Kamaljit Singh Banwait
However tough times get, parents never let the wishes of their children die. I fondly remember the Terylene shirt I got in class IX for scoring the highest in English. I have never been embarrassed to talk about my childhood days spent in poverty. My uniform was a khaki shirt, trousers and a pink patka. I used to wear the same clothes that I got stitched for the wedding of my cousins to go out. Since the wedding was on the same day, it saved me from repeating the outfit. Back then, wearing different outfits for different occasions wasn’t a trend either.
Due to my mother’s illness, I took charge of kitchen and cattle at an early age. I borrowed money to pay my college fee. Till class XII, I wore altered clothes of my elder brother. This makes me recall the memory of my Stretchlon trousers. I passed out from Sikh National College, Banga, and a year later, I was chosen as the editor of the Punjabi section of the college magazine, Charan Kamal. Subsequently, I became the president of the association of young writers and speakers of the college. I was told to organise a poem recitation competition and since I spoke well, I could host it too!
Till then, I used to wear white pyjamas or my elder brother’s altered trousers.
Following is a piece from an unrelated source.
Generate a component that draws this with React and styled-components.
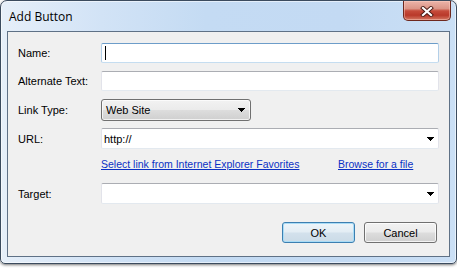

I had to join the chief guest on the dais. I nervously shared my shame of not having trousers for the event with my mother. She went straight to the storeroom and took out a piece of burgundy Stretchlon cloth from the chest. The almond-coloured shirt that I used to wear in class IX grabbed my attention. The event was due in three weeks, which gave the tailor time to sew the trousers. The cloth was bought by my elder brother who was home on vacation from Nagaland where he was posted. My mother saved it, so he could wear it on our eldest brother’s wedding. Maybe that’s why I just got a shirt to wear for the wedding. Regardless, the cloth wasn’t used by either of us.
I finally figured my outfit for the event, but learnt about my father’s rice-thrashing day. This abrupt change in schedule, a day before the event, got me worried as rice-thrashing always left me with a troubled throat and tired arms. After working till noon, I reasoned with my father how the sore throat would affect my speech.
My mother overheard the conversation, and while binding the straw, gave me a remedy that involved keeping cilantro seeds in my mouth. I hosted the event well. Her remedy had worked wonders.
Now, weeks before my daughter’s inter-university debate competition, we ended up using the same remedy to give her voice a good texture.
When my wife got silk trousers and turquoise jacket stitched for our son’s first birthday, and while growing up the luxury of having branded clothes and even a fresh suit for his college party didn’t intrigue him, the reminiscences of my past had me relive the moment when I was grateful for having Stretchlon burgundy bellbottoms and a Terylene shirt.